What is the role or place of Christian Education in Church School?  It seems to me that much of what is taught is watered-down material of questionable worth.  As a former pastor this was always an issue and it is more so now.  It seems to me that we need better educated adults to live fully and then let the children follow.

Answer

Dear Stuart,

Thank you for your letter and for sharing your experience.  I concur with your observation.  I remember only two things from the years I spent going to Sunday school and neither of them had anything to do with content.  I remember being slapped by my fourth grade Sunday school teacher for misbehaving (I have no idea what my offence was) and I remember my fifth grade teacher who was instructing us on the Ten Commandments and he skipped from the 6th commandment against killing to the 8th commandment against stealing.  Noticing that he had omitted commandment number 7, I raised my hand and asked, “Mr. Darrow, why did you skip the commandment about adultery?  What does it mean to commit adultery?” Threatened, my teacher responded with irritation saying, “You will learn about that when you get older!”  Otherwise Sunday school content did not appear to penetrate my mind.  Yet by some process, I picked up the cultural fundamentalism.  I assumed there was a real ark filled with animals, that the ascension really meant that Jesus went into the sky of a three-tiered universe and that miracles were simply part of Jesus’ life.  Whether I would have been able to absorb a critical study of the Bible at that time in my life, I do not know.  I only know that I never was given the opportunity to find out.  I agree that most Sunday school material is of little value, contributing to a view of God, who like Santa Claus, will someday have to be abandoned because we have grown up.

On the other hand, the most exciting thing I did as a parish priest was to teach an adult Bible class every Sunday morning for an hour prior to our service of worship.  Adults came in large numbers, sometimes dragging their children with them for Sunday school.  I know that in those classes, I taught them as if I were teaching in a graduate school attended by adults who were capable of learning anything I knew.  I know they were excited about the Bible, capable of embracing the controversy and tension of modern scholarship.  And, finally, I know that out of that class each year, I recruited Sunday school teachers who were eager to pass on to the children the things that they had learned.  That experience convinced me that the key to Christian education was to teach the adults.

Still good Sunday school material is a help.  I have read many Sunday school curricula – some commercially produced, some denominationally produced and some inter-denominationally produced.
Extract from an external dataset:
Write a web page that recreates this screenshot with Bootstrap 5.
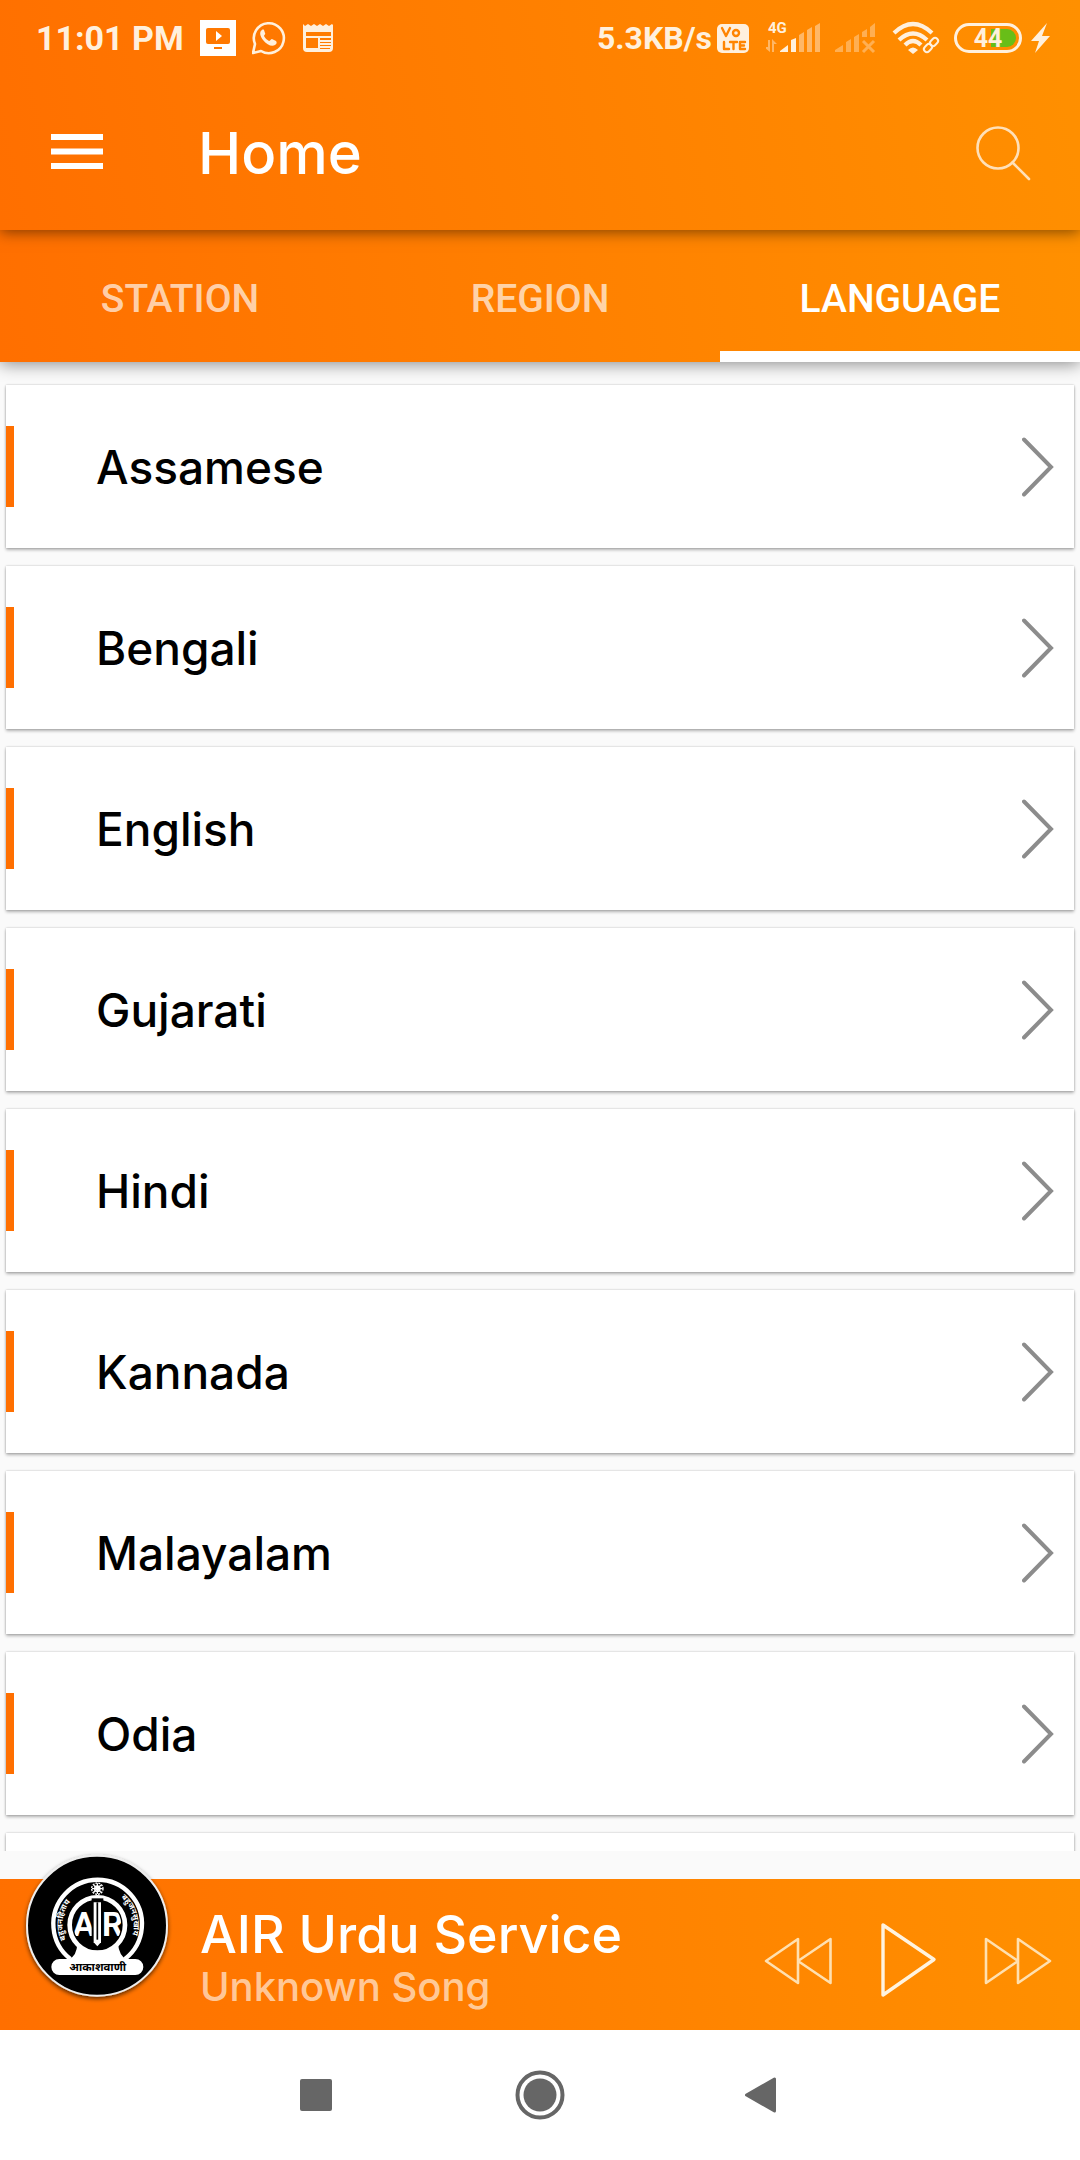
<!DOCTYPE html>
<html lang="en">
<head>
<meta charset="utf-8">
<meta name="viewport" content="width=device-width, initial-scale=1">
<title>Home</title>
<link rel="stylesheet" href="https://cdn.jsdelivr.net/npm/bootstrap@5.3.0/dist/css/bootstrap.min.css">
<style>
  :root { --brand: #ff6f00; --brand-end: #ff9000; --soft: #fff0dd; }
  body { background: #fafafa; font-family: Inter, "Noto Sans", sans-serif; font-weight: 500; color: #000; }
  svg { display: block; flex: none; }
  .grad { background: linear-gradient(82deg, var(--brand), var(--brand-end)); }
  .top-area { background: linear-gradient(78deg, var(--brand), var(--brand-end)); box-shadow: 0 2px 14px rgba(0,0,0,.5); z-index: 3; }
  .status { height: 76px; padding: 0 28px 0 36px; font: 700 34px/40px Roboto, sans-serif; color: var(--soft); }
  .speed { font-size: 32px; }
  .toolbar { height: 154px; padding: 0 40px; }
  .icon-btn { border: 0; background: none; padding: 0; }
  .page-title { font-size: 58px; line-height: 64px; font-weight: 500; margin: 0 0 0 82px; }
  .tabs { z-index: 2; box-shadow: 0 2px 16px rgba(0,0,0,.45); font: 500 39px/48px Roboto, sans-serif; }
  .tabs .nav-link { height: 132px; padding: 16px 0 0; border-bottom: 11px solid transparent; border-radius: 0; color: rgba(255,255,255,.68); display: flex; align-items: center; justify-content: center; }
  .tabs .nav-link.active { color: #fff; border-color: #fff; }
  .stations { flex: 1 1 0; min-height: 0; overflow: hidden; padding: 23px 6px 0; gap: 18px; margin-bottom: 28px; }
  .lang { min-height: 163px; flex: none; background: #fff; color: #000; font-size: 46px; line-height: 56px; text-decoration: none; box-shadow: 0 2px 3px rgba(0,0,0,.28), 0 0 2px rgba(0,0,0,.22); padding-right: 20px; }
  .lang::before { content: ""; width: 8px; height: 81px; background: var(--brand); margin-right: 82px; }
  .player { height: 151px; padding: 0 24px 0 200px; z-index: 2; }
  .cover { position: absolute; left: 15px; top: -34px; }
  .song { font-size: 52px; line-height: 56px; }
  .artist { font-size: 40px; line-height: 48px; color: rgba(255,255,255,.62); }
  .sysnav { height: 130px; background: #fff; }
  .sysnav button { width: 224px; height: 130px; }
</style>
</head>
<body class="d-flex flex-column vh-100 overflow-hidden">
<header class="top-area position-relative">
  <div class="status d-flex align-items-center">
    <span>11:01 PM</span>
    <svg class="ms-3" width="36" height="36" viewBox="0 0 36 36"><path fill="#fff" d="M0 0h36v36H0z"/><rect x="6" y="8" width="24" height="16" rx="2" fill="#ff7800"/><path fill="#fff" d="M16 11v10l6-5z"/><path fill="#ff7800" d="M14 27h8v2h-8z"/></svg>
    <svg class="ms-3" width="34" height="36" viewBox="1 0 34 36"><path d="M2 33l2-9A15 15 0 1 1 10 31z" fill="none" stroke="#fff0dd" stroke-width="2.6" stroke-linejoin="round"/><path fill="#fff0dd" d="M11 10c-3 2-2 6 1 10 4 5 9 7 12 5 2-1 2-3 1-4l-4-2c-1 0-2 2-3 2-2-1-4-3-5-5 0-1 2-2 1-3l-1-3c-1-1-1-1-2 0z"/></svg>
    <svg class="ms-3" width="32" height="36" viewBox="0 0 32 36"><path fill="#fff0dd" d="M1 4l2 2 3-2 3 2 3-2 3 2 3-2 3 2 3-2 3 2 3-2 1 1v23a4 4 0 0 1-4 4H5a4 4 0 0 1-4-4z"/><path fill="#ff7c00" d="M4 12h25v4H4zM4 18h12v10H4zM18 18h11v2H18zM18 22h11v1H18zM18 25h11v1H18zM18 28h10v1H18z"/></svg>
    <span class="speed ms-auto">5.3KB/s</span>
    <svg class="ms-1" width="34" height="36" viewBox="0 0 34 36"><rect x="1" y="4" width="32" height="29" rx="5" fill="#fff0dd"/><g fill="none" stroke="#ff8400" stroke-width="2.4" stroke-linecap="round" stroke-linejoin="round"><path d="M6 8l4 8 4-8M8 22v7h5M14 22h7M17.500 22v7M29 22h-5v7h5M24 25.500h4"/><circle cx="20" cy="13" r="3"/></g></svg>
    <svg class="ms-3" width="60" height="36" viewBox="3 0 60 36"><text x="5" y="13" font-family="Roboto" font-size="15" font-weight="700" fill="#fff0dd">4G</text><g fill="#fff" opacity=".4"><path d="M5 20h2v12L1 27h4zM9 32V19l5 5h-3v8zM36 15l5-3v20h-5zM44 10l5-3v25h-5zM52 6l5-3v29h-5z"/></g><path fill="#fff0dd" d="M17 31l8-6v7h-8zM28 20l5-2v14h-5z"/></svg>
    <svg class="ms-2" width="44" height="36" viewBox="0 0 44 36"><g fill="#fff" opacity=".32"><path d="M1 32v-2l8-5v7zM12 22l5-3v13h-5zM20 17l5-3v18h-5zM28 12l5-3v8h-5zM36 7l5-4v14h-5z"/><path d="M29 21l11 11M40 21L29 32" stroke="#fff" stroke-width="3"/></g></svg>
    <svg class="ms-3" width="44" height="36" viewBox="2 0 44 36" overflow="visible"><g fill="none" stroke="#fff0dd" stroke-width="4.200"><path d="M2 13Q21-5 40 13M7 20Q21 7 35 20M13 25Q21 17 29 25"/></g><path fill="#fff0dd" d="M16 30q5-5 10 0l-5 4z"/><g fill="none" stroke="#fff0dd" stroke-width="2"><rect x="-4.500" y="-3" width="9" height="6" rx="3" transform="translate(42 22) rotate(-45)"/><rect x="-4.500" y="-3" width="9" height="6" rx="3" transform="translate(36 28) rotate(-45)"/></g></svg>
    <svg class="ms-3" width="68" height="36" viewBox="0 0 68 36"><rect x="1.500" y="4.500" width="65" height="27" rx="13.500" fill="none" stroke="#fff0dd" stroke-width="3"/><path fill="#68be18" d="M37 9h16a9 9 0 0 1 0 18H37z"/><text x="34" y="27" text-anchor="middle" font-family="Roboto" font-size="25" font-weight="700" fill="#fff0dd">44</text></svg>
    <svg class="ms-2" width="22" height="36" viewBox="0 0 22 36"><path fill="#fff0dd" d="M17 3L1 21h8L5 33 20 16h-8z"/></svg>
  </div>
  <div class="toolbar d-flex align-items-center text-white">
    <button class="icon-btn" aria-label="Menu"><svg width="76" height="60" viewBox="0 0 76 60"><path d="M11 14h52M11 28.500h52M11 43h52" stroke="#fff" stroke-width="6"/></svg></button>
    <h1 class="page-title">Home</h1>
    <button class="icon-btn ms-auto" aria-label="Search"><svg width="72" height="60" viewBox="0 0 72 60"><g fill="none" stroke="#ffe0b8" stroke-width="2.600" stroke-linecap="round"><circle cx="30" cy="25" r="20.500"/><path d="M44.500 39.500L61 56"/></g></svg></button>
  </div>
</header>
<nav class="grad tabs nav nav-fill row g-0 position-relative">
  <a class="nav-link col-4" href="#">STATION</a>
  <a class="nav-link col-4" href="#">REGION</a>
  <a class="nav-link col-4 active" aria-current="page" href="#">LANGUAGE</a>
</nav>
<svg width="0" height="0" class="position-absolute"><symbol id="chev" viewBox="0 0 32 60"><path d="M2 2.500L29 30 2 57.500" fill="none" stroke="#8c8c8c" stroke-width="4" stroke-linecap="round"/></symbol></svg>
<main class="stations d-flex flex-column">
  <a class="lang d-flex align-items-center" href="#">Assamese<svg class="ms-auto" width="32" height="60"><use href="#chev"/></svg></a>
  <a class="lang d-flex align-items-center" href="#">Bengali<svg class="ms-auto" width="32" height="60"><use href="#chev"/></svg></a>
  <a class="lang d-flex align-items-center" href="#">English<svg class="ms-auto" width="32" height="60"><use href="#chev"/></svg></a>
  <a class="lang d-flex align-items-center" href="#">Gujarati<svg class="ms-auto" width="32" height="60"><use href="#chev"/></svg></a>
  <a class="lang d-flex align-items-center" href="#">Hindi<svg class="ms-auto" width="32" height="60"><use href="#chev"/></svg></a>
  <a class="lang d-flex align-items-center" href="#">Kannada<svg class="ms-auto" width="32" height="60"><use href="#chev"/></svg></a>
  <a class="lang d-flex align-items-center" href="#">Malayalam<svg class="ms-auto" width="32" height="60"><use href="#chev"/></svg></a>
  <a class="lang d-flex align-items-center" href="#">Odia<svg class="ms-auto" width="32" height="60"><use href="#chev"/></svg></a>
  <div class="lang"></div>
</main>
<section class="grad player position-relative d-flex align-items-center text-white">
  <svg class="cover" width="165" height="165" viewBox="0 0 495 495">
    <defs>
      <filter id="sh" x="-10%" y="-10%" width="120%" height="125%"><feDropShadow dx="0" dy="6" stdDeviation="6" flood-opacity=".65"/></filter>
      <clipPath id="disc"><circle cx="247" cy="240" r="72"/></clipPath>
      <path id="arcL" d="M153 283A106 106 0 0 1 180 156"/>
      <path id="arcR" d="M318 158A106 106 0 0 1 342 292"/>
    </defs>
    <circle cx="246" cy="242" r="210" fill="#000" stroke="#eee" stroke-width="6" filter="url(#sh)"/>
    <path d="M166 342A133 133 0 1 1 330 342" fill="none" stroke="#fff" stroke-width="13"/>
    <circle cx="247" cy="240" r="83" fill="none" stroke="#fff" stroke-width="14"/>
    <path fill="#fff" d="M133 342h30q22-10 24-44a84 84 0 0 0 122 0q4 34 24 44h28a24 24 0 0 1 0 48H133a24 24 0 0 1 0-48z"/>
    <g clip-path="url(#disc)" fill="#fff" font-family="Roboto, sans-serif" font-weight="700">
      <text y="274" font-size="100"><tspan x="173">A</tspan><tspan x="261">R</tspan></text>
    </g>
    <path fill="#000" d="M230 160h35v152h-35z"/><path fill="#fff" d="M236 172h22v120l-11 12-11-12z"/><path d="M247 172v112" stroke="#000" stroke-width="5"/>
    <g stroke="#fff" stroke-width="4" fill="none"><circle cx="247" cy="131" r="17" fill="#000" stroke-dasharray="6 3"/><circle cx="247" cy="131" r="8"/><path d="M247 115v32M231 131h32M236 120l22 22M258 120l-22 22"/></g>
    <g fill="#fff" font-size="24" font-family="'Noto Sans Devanagari', 'Noto Sans', sans-serif" font-weight="700"><text><textPath href="#arcL">बहुजनहिताय</textPath></text><text><textPath href="#arcR">बहुजनसुखाय</textPath></text></g>
    <text x="248" y="377" text-anchor="middle" font-size="34" font-weight="700" font-family="'Noto Sans Devanagari', 'Noto Sans', sans-serif">आकाशवाणी</text>
  </svg>
  <div class="pt-2">
    <div class="song">AIR Urdu Service</div>
    <div class="artist">Unknown Song</div>
  </div>
  <div class="ms-auto d-flex align-items-center pt-2">
    <button class="icon-btn" aria-label="Previous"><svg width="76" height="76" viewBox="2 -2 76 76"><path d="M38 16v44L6 38zM70.500 16v44L38 38z" fill="none" stroke="#ffe0b0" stroke-width="2.600" stroke-linejoin="round"/></svg></button>
    <button class="icon-btn mx-4" aria-label="Play"><svg width="94" height="76" viewBox="-2 -1 94 76"><path d="M19 3v70l51-35.500z" fill="none" stroke="#fff3df" stroke-width="3.400" stroke-linejoin="round"/></svg></button>
    <button class="icon-btn" aria-label="Next"><svg width="76" height="76" viewBox="0 -2 76 76"><path d="M6 16v44l32-22zM38 16v44l32-22z" fill="none" stroke="#ffe0b0" stroke-width="2.600" stroke-linejoin="round"/></svg></button>
  </div>
</section>
<footer class="sysnav d-flex justify-content-center">
  <button class="icon-btn d-flex align-items-center justify-content-center" aria-label="Recent apps"><svg width="32" height="32"><rect width="32" height="32" rx="2" fill="#666"/></svg></button>
  <button class="icon-btn d-flex align-items-center justify-content-center" aria-label="Home screen"><svg width="50" height="50"><circle cx="25" cy="25" r="22.500" fill="none" stroke="#666" stroke-width="4"/><circle cx="25" cy="25" r="16.500" fill="#666"/></svg></button>
  <button class="icon-btn d-flex align-items-center justify-content-center" aria-label="Back"><svg width="38" height="38"><path d="M1.500 19L29.500 3v32z" fill="#666" stroke="#666" stroke-width="3" stroke-linejoin="round"/></svg></button>
</footer>
<script src="https://cdn.jsdelivr.net/npm/bootstrap@5.3.0/dist/js/bootstrap.bundle.min.js"></script>
</body>
</html>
My first rule is to “do no harm,” by which I mean do not teach anything that you the teacher do not yourself believe; and my second rule is to teach nothing that the child will someday have to renounce.

The Center for Progressive Christianity has just begun to produce church school materials.  They have now completed material for children 6-10 years.  It is the best I have ever read.  It is not religious pabulum, but offers a critical approach to scripture.  I recommend it.  If you would like to learn more about it, email admin@progressivechristianity.org and they will send you more information on it.  They hope to expand this beginning initiative into a full church school curriculum in time. That is, however, a difficult and expensive process.  I hope it succeeds.

I trust that this addresses your concerns.